**Work to be completed:** Restate the whole listing word for word. Pictures are left out.
◇ ◇ ◇ ◇ ◇ ◇ ◇
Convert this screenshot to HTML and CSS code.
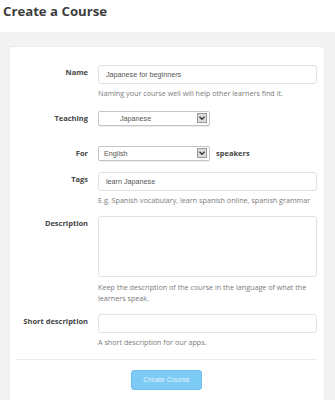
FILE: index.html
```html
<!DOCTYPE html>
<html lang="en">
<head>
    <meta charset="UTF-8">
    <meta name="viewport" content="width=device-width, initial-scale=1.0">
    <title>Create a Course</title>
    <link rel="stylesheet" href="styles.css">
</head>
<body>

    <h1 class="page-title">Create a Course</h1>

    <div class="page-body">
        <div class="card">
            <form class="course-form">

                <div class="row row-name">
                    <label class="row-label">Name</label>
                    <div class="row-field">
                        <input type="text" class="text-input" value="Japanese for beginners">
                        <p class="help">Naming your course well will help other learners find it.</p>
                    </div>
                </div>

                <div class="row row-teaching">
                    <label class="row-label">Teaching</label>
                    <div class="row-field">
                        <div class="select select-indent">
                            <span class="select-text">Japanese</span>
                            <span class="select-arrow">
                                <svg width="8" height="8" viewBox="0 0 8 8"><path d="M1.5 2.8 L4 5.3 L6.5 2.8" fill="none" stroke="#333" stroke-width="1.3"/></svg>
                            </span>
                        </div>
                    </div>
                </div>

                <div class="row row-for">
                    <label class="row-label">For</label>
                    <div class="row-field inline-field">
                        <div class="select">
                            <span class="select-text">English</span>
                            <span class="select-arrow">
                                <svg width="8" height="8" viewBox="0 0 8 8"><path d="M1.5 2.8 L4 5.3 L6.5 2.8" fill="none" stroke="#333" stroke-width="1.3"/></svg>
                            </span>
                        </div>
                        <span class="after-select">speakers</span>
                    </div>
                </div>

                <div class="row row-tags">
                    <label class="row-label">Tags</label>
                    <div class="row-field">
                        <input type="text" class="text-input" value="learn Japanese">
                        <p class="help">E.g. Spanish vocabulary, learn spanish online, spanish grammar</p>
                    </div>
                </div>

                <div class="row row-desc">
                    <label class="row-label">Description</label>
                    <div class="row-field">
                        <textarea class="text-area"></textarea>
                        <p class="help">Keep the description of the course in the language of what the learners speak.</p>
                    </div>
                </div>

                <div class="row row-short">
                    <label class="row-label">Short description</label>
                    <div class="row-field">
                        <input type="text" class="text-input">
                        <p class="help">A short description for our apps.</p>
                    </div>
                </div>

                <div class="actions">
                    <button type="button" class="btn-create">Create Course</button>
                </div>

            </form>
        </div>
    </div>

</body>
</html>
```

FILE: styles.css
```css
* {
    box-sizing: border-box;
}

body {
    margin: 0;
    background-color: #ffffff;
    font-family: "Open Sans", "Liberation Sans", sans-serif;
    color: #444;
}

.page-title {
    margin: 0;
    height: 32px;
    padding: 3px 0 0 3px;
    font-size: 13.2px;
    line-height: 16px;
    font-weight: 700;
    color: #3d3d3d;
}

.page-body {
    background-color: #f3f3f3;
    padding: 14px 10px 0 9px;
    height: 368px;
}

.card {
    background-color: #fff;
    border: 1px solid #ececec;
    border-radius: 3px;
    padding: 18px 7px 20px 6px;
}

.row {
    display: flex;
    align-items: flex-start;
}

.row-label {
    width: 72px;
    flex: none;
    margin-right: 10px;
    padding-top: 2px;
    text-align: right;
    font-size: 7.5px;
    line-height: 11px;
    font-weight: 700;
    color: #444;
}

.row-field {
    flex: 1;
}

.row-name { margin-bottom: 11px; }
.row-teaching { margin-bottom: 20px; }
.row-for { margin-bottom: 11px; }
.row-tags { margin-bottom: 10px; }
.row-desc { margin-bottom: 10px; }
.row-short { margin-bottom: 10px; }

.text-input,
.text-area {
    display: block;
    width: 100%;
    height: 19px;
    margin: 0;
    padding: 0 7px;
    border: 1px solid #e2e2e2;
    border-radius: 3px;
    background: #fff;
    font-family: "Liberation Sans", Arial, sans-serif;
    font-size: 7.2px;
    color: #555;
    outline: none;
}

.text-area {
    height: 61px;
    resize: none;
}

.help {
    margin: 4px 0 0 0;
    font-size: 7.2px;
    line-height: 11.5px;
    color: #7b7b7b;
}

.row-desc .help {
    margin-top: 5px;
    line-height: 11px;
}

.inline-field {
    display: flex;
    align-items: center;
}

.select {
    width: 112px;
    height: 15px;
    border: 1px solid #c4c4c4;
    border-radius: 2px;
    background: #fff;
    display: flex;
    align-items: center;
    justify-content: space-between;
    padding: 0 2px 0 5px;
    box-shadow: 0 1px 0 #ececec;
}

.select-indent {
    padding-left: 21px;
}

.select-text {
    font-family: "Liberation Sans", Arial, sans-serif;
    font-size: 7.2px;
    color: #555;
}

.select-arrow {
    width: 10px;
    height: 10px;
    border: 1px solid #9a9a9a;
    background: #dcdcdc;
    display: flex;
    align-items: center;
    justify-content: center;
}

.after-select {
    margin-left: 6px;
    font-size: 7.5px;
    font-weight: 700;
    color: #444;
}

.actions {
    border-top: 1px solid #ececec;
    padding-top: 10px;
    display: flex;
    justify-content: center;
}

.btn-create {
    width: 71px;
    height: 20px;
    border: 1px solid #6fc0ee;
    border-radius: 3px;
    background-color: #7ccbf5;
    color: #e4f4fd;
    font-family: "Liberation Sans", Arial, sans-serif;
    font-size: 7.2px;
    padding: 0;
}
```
◇ ◇ ◇ ◇ ◇ ◇ ◇
**Answer to the task:**
Convert this screenshot to HTML and CSS code.
FILE: index.html
```html
<!DOCTYPE html>
<html lang="en">
<head>
    <meta charset="UTF-8">
    <meta name="viewport" content="width=device-width, initial-scale=1.0">
    <title>Create a Course</title>
    <link rel="stylesheet" href="styles.css">
</head>
<body>

    <h1 class="page-title">Create a Course</h1>

    <div class="page-body">
        <div class="card">
            <form class="course-form">

                <div class="row row-name">
                    <label class="row-label">Name</label>
                    <div class="row-field">
                        <input type="text" class="text-input" value="Japanese for beginners">
                        <p class="help">Naming your course well will help other learners find it.</p>
                    </div>
                </div>

                <div class="row row-teaching">
                    <label class="row-label">Teaching</label>
                    <div class="row-field">
                        <div class="select select-indent">
                            <span class="select-text">Japanese</span>
                            <span class="select-arrow">
                                <svg width="8" height="8" viewBox="0 0 8 8"><path d="M1.5 2.8 L4 5.3 L6.5 2.8" fill="none" stroke="#333" stroke-width="1.3"/></svg>
                            </span>
                        </div>
                    </div>
                </div>

                <div class="row row-for">
                    <label class="row-label">For</label>
                    <div class="row-field inline-field">
                        <div class="select">
                            <span class="select-text">English</span>
                            <span class="select-arrow">
                                <svg width="8" height="8" viewBox="0 0 8 8"><path d="M1.5 2.8 L4 5.3 L6.5 2.8" fill="none" stroke="#333" stroke-width="1.3"/></svg>
                            </span>
                        </div>
                        <span class="after-select">speakers</span>
                    </div>
                </div>

                <div class="row row-tags">
                    <label class="row-label">Tags</label>
                    <div class="row-field">
                        <input type="text" class="text-input" value="learn Japanese">
                        <p class="help">E.g. Spanish vocabulary, learn spanish online, spanish grammar</p>
                    </div>
                </div>

                <div class="row row-desc">
                    <label class="row-label">Description</label>
                    <div class="row-field">
                        <textarea class="text-area"></textarea>
                        <p class="help">Keep the description of the course in the language of what the learners speak.</p>
                    </div>
                </div>

                <div class="row row-short">
                    <label class="row-label">Short description</label>
                    <div class="row-field">
                        <input type="text" class="text-input">
                        <p class="help">A short description for our apps.</p>
                    </div>
                </div>

                <div class="actions">
                    <button type="button" class="btn-create">Create Course</button>
                </div>

            </form>
        </div>
    </div>

</body>
</html>
```

FILE: styles.css
```css
* {
    box-sizing: border-box;
}

body {
    margin: 0;
    background-color: #ffffff;
    font-family: "Open Sans", "Liberation Sans", sans-serif;
    color: #444;
}

.page-title {
    margin: 0;
    height: 32px;
    padding: 3px 0 0 3px;
    font-size: 13.2px;
    line-height: 16px;
    font-weight: 700;
    color: #3d3d3d;
}

.page-body {
    background-color: #f3f3f3;
    padding: 14px 10px 0 9px;
    height: 368px;
}

.card {
    background-color: #fff;
    border: 1px solid #ececec;
    border-radius: 3px;
    padding: 18px 7px 20px 6px;
}

.row {
    display: flex;
    align-items: flex-start;
}

.row-label {
    width: 72px;
    flex: none;
    margin-right: 10px;
    padding-top: 2px;
    text-align: right;
    font-size: 7.5px;
    line-height: 11px;
    font-weight: 700;
    color: #444;
}

.row-field {
    flex: 1;
}

.row-name { margin-bottom: 11px; }
.row-teaching { margin-bottom: 20px; }
.row-for { margin-bottom: 11px; }
.row-tags { margin-bottom: 10px; }
.row-desc { margin-bottom: 10px; }
.row-short { margin-bottom: 10px; }

.text-input,
.text-area {
    display: block;
    width: 100%;
    height: 19px;
    margin: 0;
    padding: 0 7px;
    border: 1px solid #e2e2e2;
    border-radius: 3px;
    background: #fff;
    font-family: "Liberation Sans", Arial, sans-serif;
    font-size: 7.2px;
    color: #555;
    outline: none;
}

.text-area {
    height: 61px;
    resize: none;
}

.help {
    margin: 4px 0 0 0;
    font-size: 7.2px;
    line-height: 11.5px;
    color: #7b7b7b;
}

.row-desc .help {
    margin-top: 5px;
    line-height: 11px;
}

.inline-field {
    display: flex;
    align-items: center;
}

.select {
    width: 112px;
    height: 15px;
    border: 1px solid #c4c4c4;
    border-radius: 2px;
    background: #fff;
    display: flex;
    align-items: center;
    justify-content: space-between;
    padding: 0 2px 0 5px;
    box-shadow: 0 1px 0 #ececec;
}

.select-indent {
    padding-left: 21px;
}

.select-text {
    font-family: "Liberation Sans", Arial, sans-serif;
    font-size: 7.2px;
    color: #555;
}

.select-arrow {
    width: 10px;
    height: 10px;
    border: 1px solid #9a9a9a;
    background: #dcdcdc;
    display: flex;
    align-items: center;
    justify-content: center;
}

.after-select {
    margin-left: 6px;
    font-size: 7.5px;
    font-weight: 700;
    color: #444;
}

.actions {
    border-top: 1px solid #ececec;
    padding-top: 10px;
    display: flex;
    justify-content: center;
}

.btn-create {
    width: 71px;
    height: 20px;
    border: 1px solid #6fc0ee;
    border-radius: 3px;
    background-color: #7ccbf5;
    color: #e4f4fd;
    font-family: "Liberation Sans", Arial, sans-serif;
    font-size: 7.2px;
    padding: 0;
}
```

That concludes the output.